The industry charged with tackling major challenges like poverty has no way to measure its impact. It typically measures, and pays for, inputs such as money raised, meals served, coats donated, etc. — indicators of how much of the problem we’re managing rather than solving. Yet nonprofits should be gauging outputs — whether they empower people to transform their lives.
Sadly, many nonprofits don’t know how to measure those all-important outcomes. I think it’s time for a new measurement system that not only tells us whether the social sector works well but actually makes the social sector more efficient and effective.
It’s remarkable that the nonprofit industry has gotten this far without an effective measurement system. The social sector has grown by leaps and bounds in recent decades, to the point that as of 2020, it’s the third-largest employer in America. We’ve never spent more money or hired more people to tackle poverty, addiction and other pressing crises. Yet at the same time, economic mobility is down, poverty has barely budged in 50 years and deaths of despair are higher than ever. It seems clear that our industry isn’t making much headway.
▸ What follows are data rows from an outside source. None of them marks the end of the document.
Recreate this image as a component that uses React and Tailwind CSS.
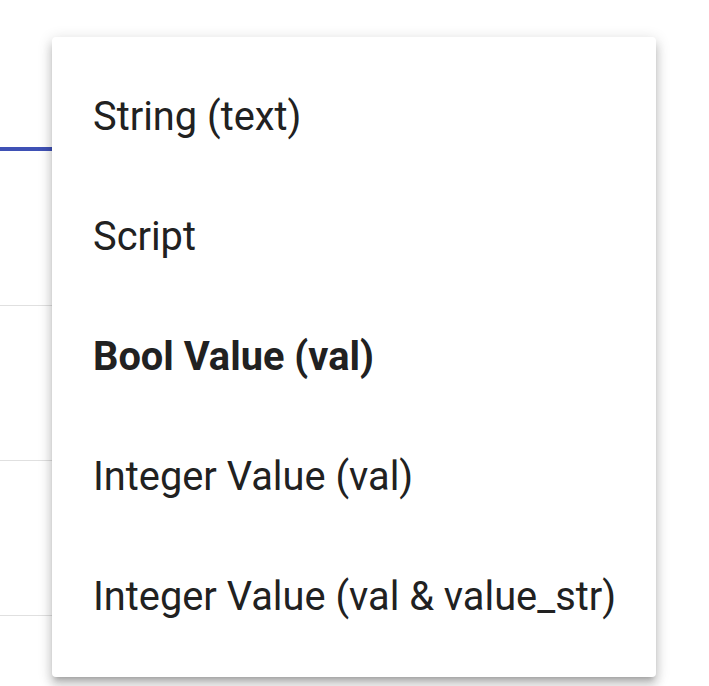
import React from "react";

const items = [
  { label: "String (text)", bold: false },
  { label: "Script", bold: false },
  { label: "Bool Value (val)", bold: true },
  { label: "Integer Value (val)", bold: false },
  { label: "Integer Value (val & value_str)", bold: false },
];

export default function App() {
  return (
    <div className="relative w-[709px] h-[686px] bg-white overflow-hidden" style={{ fontFamily: "Roboto, 'Noto Sans', sans-serif" }}>
      <div className="flex flex-col w-[400px]">
        <div className="h-[147px]" />
        <div className="h-[4px] bg-[#3f51b5]" />
        <div className="h-[155px] border-b border-[#e0e0e0]" />
        <div className="h-[155px] border-b border-[#e0e0e0]" />
        <div className="h-[155px] border-b border-[#e0e0e0]" />
      </div>
      <div className="absolute left-[52px] top-[37px] w-[604px] rounded-[4px] bg-white py-[20px] shadow-[0_5px_5px_-3px_rgba(0,0,0,0.2),0_8px_10px_1px_rgba(0,0,0,0.14),0_3px_14px_2px_rgba(0,0,0,0.12)]">
        {items.map((it) => (
          <div
            key={it.label}
            className={`h-[120px] flex items-center pl-[41px] text-[39.8px] text-[#212121] ${it.bold ? "font-bold" : "font-normal"}`}
          >
            {it.label}
          </div>
        ))}
      </div>
    </div>
  );
}
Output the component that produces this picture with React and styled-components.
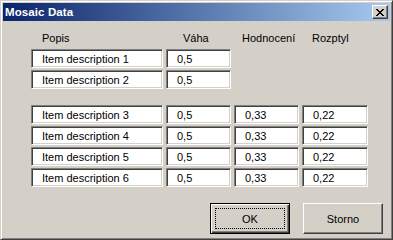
import React from "react";
import styled, { createGlobalStyle } from "styled-components";

const Global = createGlobalStyle`
  html, body { margin: 0; padding: 0; background: #D4D0C8; }
  body { font-family: "Liberation Sans", Arial, sans-serif; font-size: 11px; color: #000; }
  * { box-sizing: border-box; }
`;

const Window = styled.div`
  width: 393px;
  height: 240px;
  background: #D4D0C8;
  border: 1px solid;
  border-color: #D4D0C8 #404040 #404040 #D4D0C8;
  box-shadow: inset 1px 1px 0 #FFFFFF, inset -1px -1px 0 #808080;
  padding: 2px;
  display: flex;
  flex-direction: column;
`;

const TitleBar = styled.div`
  height: 18px;
  flex: none;
  background: linear-gradient(to right, #0A246A, #A6CAF0);
  display: flex;
  align-items: center;
  justify-content: space-between;
  padding: 0 2px 0 2px;
`;

const Title = styled.span`
  color: #FFFFFF;
  font-weight: bold;
  font-size: 11.5px;
  line-height: 18px;
  letter-spacing: 0.1px;
`;

const CloseButton = styled.div`
  width: 16px;
  height: 14px;
  background: #D4D0C8;
  border: 1px solid;
  border-color: #FFFFFF #404040 #404040 #FFFFFF;
  box-shadow: inset -1px -1px 0 #808080;
  display: flex;
  align-items: center;
  justify-content: center;
  padding-right: 1px;
`;

const Body = styled.div`
  flex: 1;
  display: flex;
  flex-direction: column;
  padding: 11px 7px 0 28px;
`;

const Grid = styled.div`
  display: grid;
  grid-template-columns: 132px 65px 65px 66px;
  grid-template-rows: ${(p) => (p.$head ? "15px" : "19px")};
  grid-auto-rows: 19px;
  column-gap: 3px;
  row-gap: 2px;
  margin-top: ${(p) => p.$gap || 0}px;
`;

const Header = styled.div`
  font-size: 11px;
  line-height: 13px;
  padding-left: ${(p) => p.$indent}px;
  white-space: nowrap;
`;

const Field = styled.div`
  grid-column: ${(p) => p.$col};
  background: #FFFFFF;
  border: 1px solid;
  border-color: #808080 #FFFFFF #FFFFFF #808080;
  box-shadow: inset 1px 1px 0 #404040, inset -1px -1px 0 #D4D0C8;
  padding-left: 10px;
  display: flex;
  align-items: center;
  white-space: nowrap;
  font-size: 11px;
`;

const ButtonRow = styled.div`
  display: flex;
  justify-content: flex-end;
  gap: 13px;
  margin-top: 16px;
`;

const Button = styled.div`
  position: relative;
  width: 80px;
  height: 31px;
  background: #D4D0C8;
  display: flex;
  align-items: center;
  justify-content: center;
  font-size: 11px;
  border: 1px solid;
  border-color: ${(p) => (p.$default ? "#000000" : "#FFFFFF #404040 #404040 #FFFFFF")};
  box-shadow: ${(p) =>
    p.$default
      ? "inset 1px 1px 0 #FFFFFF, inset -1px -1px 0 #404040, inset -2px -2px 0 #808080"
      : "inset -1px -1px 0 #808080"};
`;

const FocusRect = styled.div`
  position: absolute;
  inset: 4px;
  border: 1px dotted #000000;
  pointer-events: none;
`;

const CloseIcon = () => (
  <svg width="8" height="7" viewBox="0 0 8 7" shapeRendering="crispEdges">
    <path
      d="M0 0h2v1h-2zM6 0h2v1h-2zM1 1h2v1h-2zM5 1h2v1h-2zM2 2h4v1h-4zM3 3h2v1h-2zM2 4h4v1h-4zM1 5h2v1h-2zM5 5h2v1h-2zM0 6h2v1h-2zM6 6h2v1h-2z"
      fill="#000"
    />
  </svg>
);

const topRows = ["Item description 1", "Item description 2"];
const bottomRows = ["Item description 3", "Item description 4", "Item description 5", "Item description 6"];

export default function App() {
  return (
    <>
      <Global />
      <Window>
        <TitleBar>
          <Title>Mosaic Data</Title>
          <CloseButton>
            <CloseIcon />
          </CloseButton>
        </TitleBar>
        <Body>
          <Grid $head>
            <Header $indent={11}>Popis</Header>
            <Header $indent={17}>Váha</Header>
            <Header $indent={8}>Hodnocení</Header>
            <Header $indent={10}>Rozptyl</Header>
            {topRows.map((d) => (
              <React.Fragment key={d}>
                <Field $col={1}>{d}</Field>
                <Field $col={2}>0,5</Field>
              </React.Fragment>
            ))}
          </Grid>
          <Grid $gap={16}>
            {bottomRows.map((d) => (
              <React.Fragment key={d}>
                <Field $col={1}>{d}</Field>
                <Field $col={2}>0,5</Field>
                <Field $col={3}>0,33</Field>
                <Field $col={4}>0,22</Field>
              </React.Fragment>
            ))}
          </Grid>
          <ButtonRow>
            <Button $default>
              OK
              <FocusRect />
            </Button>
            <Button>Storno</Button>
          </ButtonRow>
        </Body>
      </Window>
    </>
  );
}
Studies of specific social-sector groups and projects provide further insight. A review by Arnold Ventures of over 3,000 rigorously tested, evidence-based programs in the U.S. found only 14 nonprofit programs that met the highest standard of success, what they label as top tier, and only 60 had strong evidence of a positive impact whatsoever — just 2%. Other studies reach similar conclusions. For instance, Mathematica and the federal government found (download required) that the government's many job-training programs did not show significant improvements in earnings — private research (paywall) also supports the ineffectiveness of such training.
Creating a social sector measurement system is arguably the industry’s most urgent need. But where to start? By taking a page out of the for-profit book and relentlessly focusing on the customer — the people dealing with the problems a nonprofit hopes to solve.